業務の継続性を確保するために、代替的な作業場所の確保などが含まれる。
※3 DR(Disaster Recovery)対策:災害が発生した場合に組織の情報システムやデータを回復し、事業の継続性を確保するための計画。バックアップや冗長性の確保、復旧手順の策定などが含まれる。
デメリット
- 管理者がそれぞれのプラットフォームの仕様や扱い方を学ぶ必要がある
- 複数の契約により、想定外のコストが掛かる場合がある
- セキュリティ基準がベンダーによって異なる場合がある
ハイブリッドクラウドとの違い
マルチクラウドが「クラウド(パブリック)で構成されること」に対し、ハイブリッドクラウドは「クラウド(パブリック/プライベート)に加えて、オンプレミスも含めて構成されること」を指します。
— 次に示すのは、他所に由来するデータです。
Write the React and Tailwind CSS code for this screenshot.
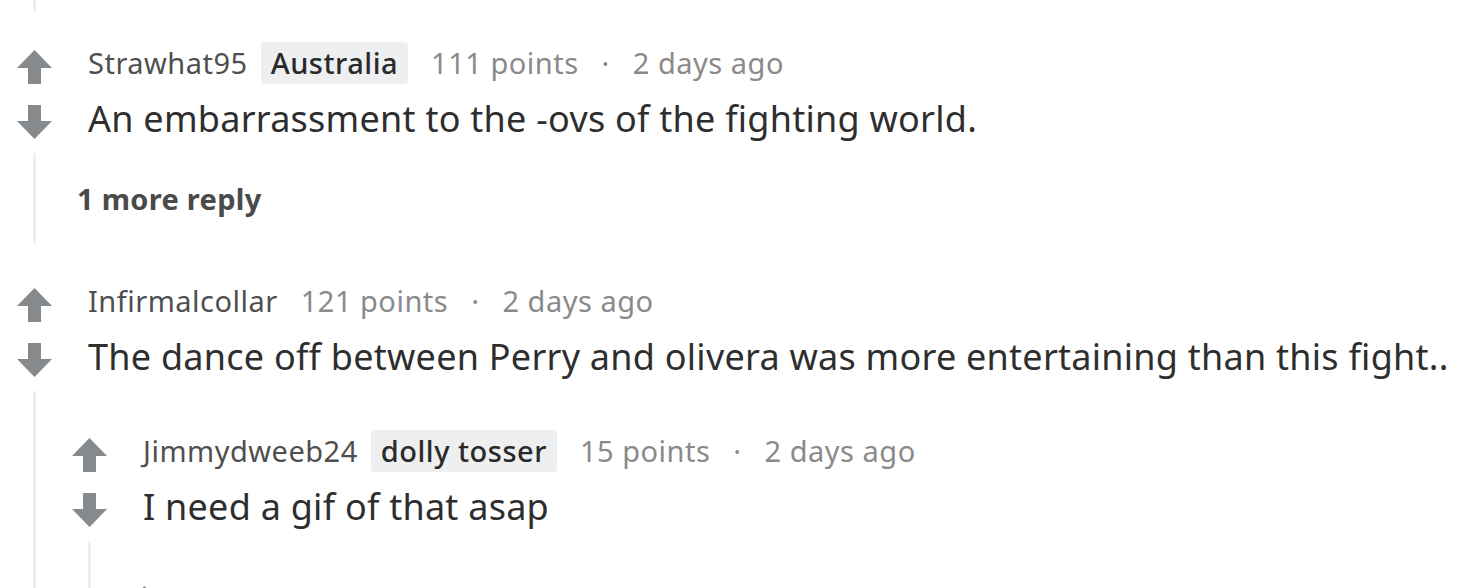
import React from "react";

const FONT = { fontFamily: '"Noto Sans", "Open Sans", sans-serif' };

function Up() {
  return (
    <svg width="35" height="34" viewBox="0 0 35 34" className="block">
      <polygon points="17.5,0 35,18 24,18 24,34 11,34 11,18 0,18" fill="#878a8c" />
    </svg>
  );
}
function Down() {
  return (
    <svg width="35" height="34" viewBox="0 0 35 34" className="block">
      <polygon points="11,0 24,0 24,16 35,16 17.5,34 0,16 11,16" fill="#878a8c" />
    </svg>
  );
}

function Thread({ children, pt = "pt-[38px]" }) {
  return (
    <div className="flex mt-[10px]">
      <div className="w-[55px] shrink-0 flex">
        <div className="ml-[33px] w-[3px] bg-[#edeff1]" />
      </div>
      <div className={`flex flex-col ${pt}`}>{children}</div>
    </div>
  );
}

function Comment({ user, flair, points, body, children }) {
  return (
    <div className="flex flex-col">
      <div className="flex">
        <div className="w-[69px] shrink-0 flex flex-col items-center pt-[8px] gap-[21px]">
          <Up />
          <Down />
        </div>
        <div className="ml-[19px] flex flex-col">
          <div className="h-[42px] flex items-center text-[29px] tracking-[0.5px] whitespace-nowrap">
            <span className="text-[#4f4f4f]">{user}</span>
            {flair && (
              <span className="ml-[13px] h-[42px] px-[10px] flex items-center bg-[#edeff1] rounded-[4px] text-[#2a2a2a] font-medium">
                {flair}
              </span>
            )}
            <span className="ml-[23px] text-[#8a8a8a]">{points}</span>
            <span className="ml-[23px] text-[#8a8a8a]">·</span>
            <span className="ml-[23px] text-[#8a8a8a]">2 days ago</span>
          </div>
          <div className="mt-[11px] h-[48px] leading-[48px] text-[36px] tracking-[0.25px] text-[#2e2e2e] whitespace-nowrap">
            {body}
          </div>
        </div>
      </div>
      {children}
    </div>
  );
}

export default function App() {
  return (
    <div className="w-[1460px] h-[588px] overflow-hidden bg-white" style={FONT}>
      <div className="ml-[33px] w-[3px] h-[12px] bg-[#edeff1]" />
      <div className="h-[30px]" />
      <Comment
        user="Strawhat95"
        flair="Australia"
        points="111 points"
        body="An embarrassment to the -ovs of the fighting world."
      >
        <div className="flex mt-[10px]">
          <div className="w-[55px] shrink-0 flex">
            <div className="ml-[33px] w-[3px] bg-[#edeff1]" />
          </div>
          <div className="pt-[31px] pb-[29px] pl-[22px]">
            <div className="h-[30px] leading-[30px] text-[29px] tracking-[0.3px] font-bold text-[#4a4a4a] whitespace-nowrap">
              1 more reply
            </div>
          </div>
        </div>
      </Comment>
      <div className="h-[37px]" />
      <Comment
        user="Infirmalcollar"
        points="121 points"
        body="The dance off between Perry and olivera was more entertaining than this fight.."
      >
        <Thread pt="pt-[39px]">
          <Comment
            user="Jimmydweeb24"
            flair="dolly tosser"
            points="15 points"
            body="I need a gif of that asap"
          >
            <Thread pt="pt-[37px]">
              <Comment user="lilbitofheaven" points="9 points" body="Same here honestly" />
            </Thread>
          </Comment>
        </Thread>
      </Comment>
    </div>
  );
}
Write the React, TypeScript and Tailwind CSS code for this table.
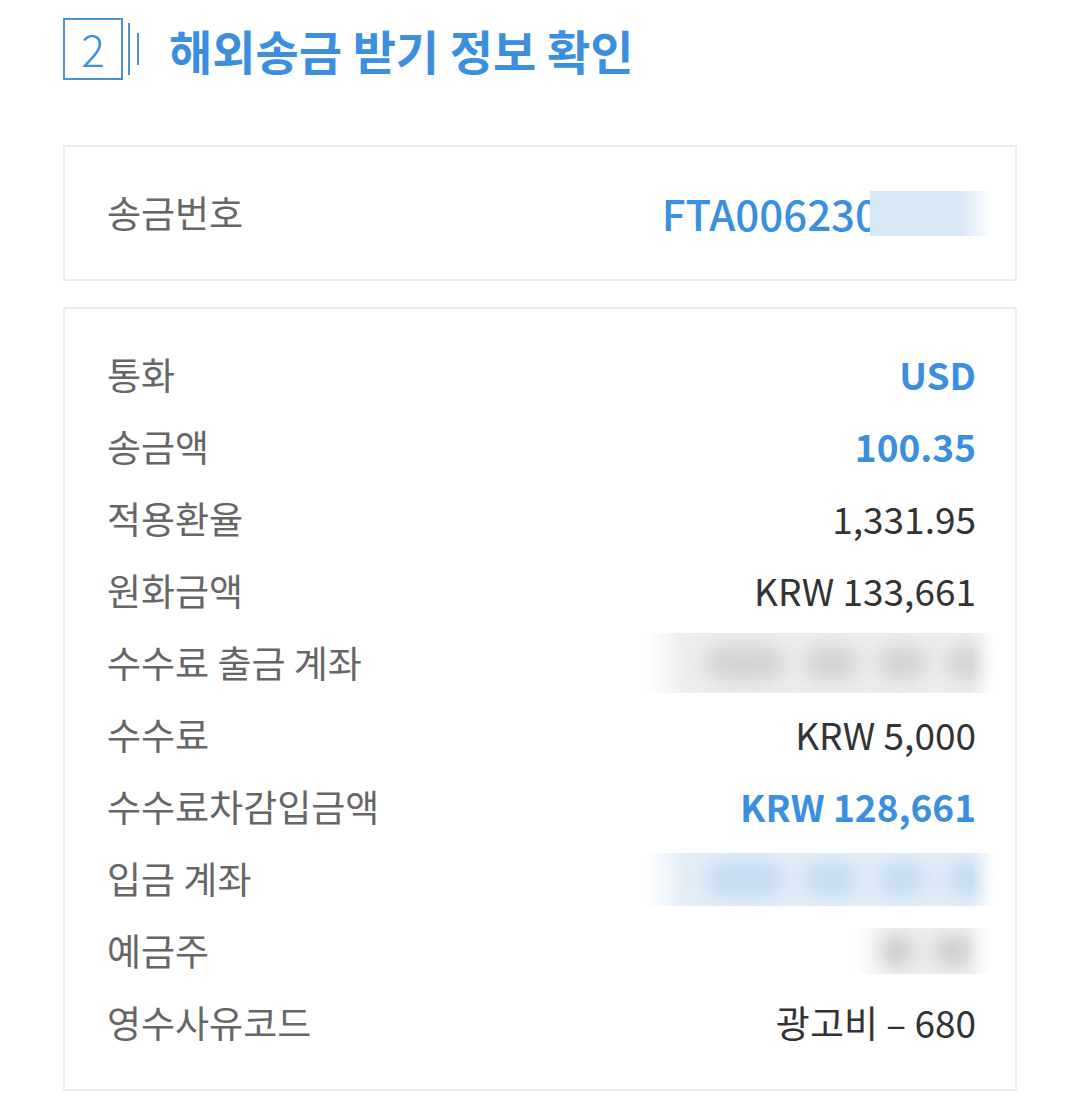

たとえばネットショップの場合、大きくわけてWebアプリケーションサーバとDBサーバで構成されています。
このような場合、
- 不特定多数の人がアクセスするWebアプリケーションサーバはパブリッククラウド
- 顧客情報など重要なデータが蓄積されるDBサーバはプライベートクラウドもしくはオンプレミスに配置する
といった構成を実現できるのがハイブリッドクラウドの特徴です。
<イメージ図>
参考元:マルチクラウドとは?メリットや課題を専門家が解説
補足:ガバメントクラウド(Gov-Cloud)
マルチクラウドに関連する事柄として、「ガバメントクラウド(Gov-Cloud)」があります。
これはデジタル庁によるIT施策の一つで、「政府の情報システムについて、共通的な基盤・機能を提供する複数のクラウドサービス(IaaS、PaaS、SaaS)の利用環境のこと」を指します。
大まかに説明すると、それぞれ独自の構築をしている政府や地方公共団体のシステムを、クラウドで共通化して監視・運用できるようにする仕組みです。
ガバメントクラウドのための公募が行われ、下記に挙げるベンダーが対象となりました。
- Amazon Web Services(Amazon)
- Google Cloud(Google)
- Microsoft Azure(Microsoft)
- Oracle Cloud Infrastructure(Oracle)
※公開日:2022年10月3日 参考元:デジタル庁、総務省、IT求人ナビ
まとめ
本記事では、クラウドの基本概念およびマルチクラウドについて解説しました。
ポイント
- クラウドは、インターネットを経由してユーザーにサービスを提供する形態のことで、そのようなサービスをクラウドサービスと呼ぶ
- マルチクラウドは、複数のクラウド環境(クラウド型プラットフォーム)を併用し、用途に応じて使い分けること
- マルチクラウドのメリットは、各プラットフォームの良いとこどりがしやすい点と単一のベンダーに依存しない点がある。反面デメリットとしては、使い勝手の異なる各プラットフォームの仕様をそれぞれ理解しなければならないことと、複数契約による想定外のコストが掛かることが挙げられる
クラウド環境(クラウド型プラットフォーム)を提供するベンダーは複数あり、そのどれもが魅力的な機能を備えています。
ベンダーの選定にあたっては、その機能が自社の運用と見合ったものか、コストや管理面において無理が出ないかを考慮していかなければなりません。
また、今後も更に進化を遂げて新たな仕組みが生み出されていくなかで、最適な環境を見極められるようになることも、IT技術者として必要なスキルといえるでしょう。
※この記事は、公開時点の情報をもとに作成しています。